Funny Mom, but I didn't get the feeling you were too impressed with those folks at Eagles either.
Hay boyuh - you done herd yer mother. You keep yer trap shut or I'll come over there and shut it for y'all.
With all my love,
Anony Mouse.
< kidding of course. :-) >
By the way, if you haven't read any the Travis McGee novels by John D. McDonald yet you may want to try a few. They are well written and they are superbly researched and deliver excellent stores from an adult perspective burnished in the details of every walk of life in Florida. Each one has surprises in its excursions along the backwaters of Floridian humanity.
Another highly acclaimed author of novels based in Florida is Carl Hiaasen.
Both write very well. Hiaasen's are often described as weird, or funny.

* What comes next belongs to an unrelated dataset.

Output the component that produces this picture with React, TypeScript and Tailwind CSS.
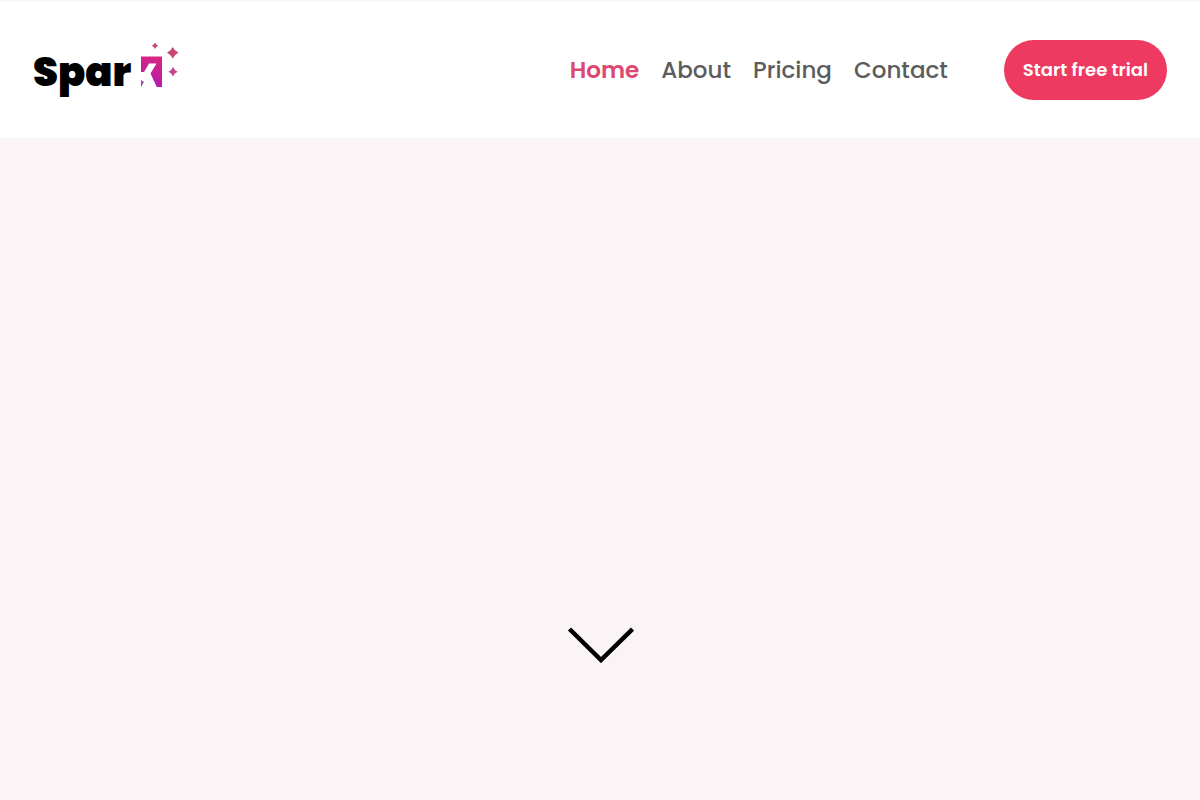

An actress secretly stands in for a derailed pop star and finds herself stalked on South Beach by a crazed paparazzo – and befriended by an unhinged hermit who was once the governor of Florida..
I suggest hitting the local library to get a taste to see if you like either one.
Not so easy to get spouse visa in the PI. Me wife had US visitor visa and it still to over 1 year. Its better you bring her to US on a visitor visa and change her status.
re anon @ 12/12 10:50
isn't there a problem with coming in on a temporary type of visa and then trying to stay? iirc because it would mean lying on the application for the first visa? Probably on some line where you are required to swear and affirm you have told the truth and not mis-represented your purpose for coming to the USA etc... I think I've heard about people losing any chance to stay in the country forever for mis-representing stuff on a visa application, including purpose.
I may be wrong so I suggest researching this with an immigration lawyer before trying it.